Starting the Flask Server

pipenv shell
python app.py

The API will be available at http://localhost:5000/generate.

Generating Images

To generate an image using the API, send a GET request with the prompt query parameter:

<http://localhost:5000/generate?prompt=Beautiful%20sunset%20over%20the%20ocean>

This request will generate an image of a beautiful sunset over the ocean and return it as a JPEG image. You can use any text prompt that you'd like, and the API will generate an image based on your input.

https://raw.githubusercontent.com/prakashrx/stable-diffusion/main/images/screenshot.jpg

Potential Enhancements and Use Cases

Now that we have our educational Flask API for stable diffusion image generation, there are several enhancements and use cases to consider:

Additional Features

  1. Custom model selection: Allow users to choose from multiple pre-trained stable diffusion models to generate images with different characteristics.
  2. Adjustable image quality: Provide options to adjust image quality settings or add an option for generating images at a faster speed with lower fidelity.
  3. Batch image generation: Enable the API to generate multiple images at once based on an array of text prompts.
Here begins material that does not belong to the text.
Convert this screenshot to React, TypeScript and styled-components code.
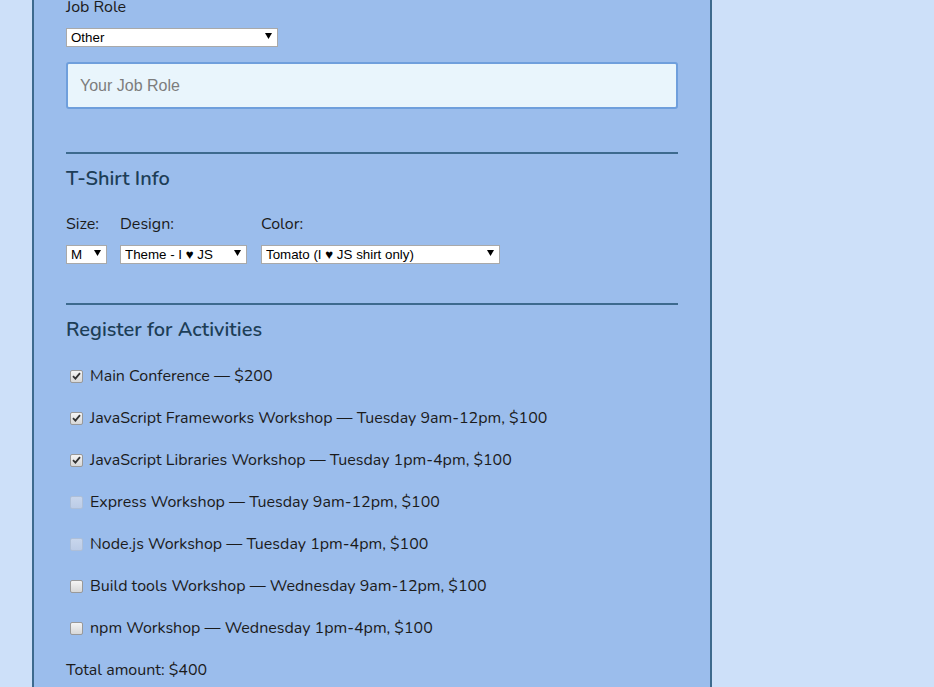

Real-World Applications and Use Cases

  1. Content creation: Use the API to create original images for blog posts, social media, or advertisements based on textual descriptions.
  2. Data augmentation: Generate additional training data for machine learning tasks that require images with specific characteristics.
  3. Design prototyping: Quickly create visual prototypes based on textual descriptions to aid in the design process.

I thoroughly enjoyed working on this project. Though it was a simple educational exercise, I learned a lot from it. It's an excellent starting point for learning about image synthesis techniques, and there are many more things to explore.

I encourage you to continue exploring and experimenting with different pre-trained models, customization options, and use cases. Happy coding!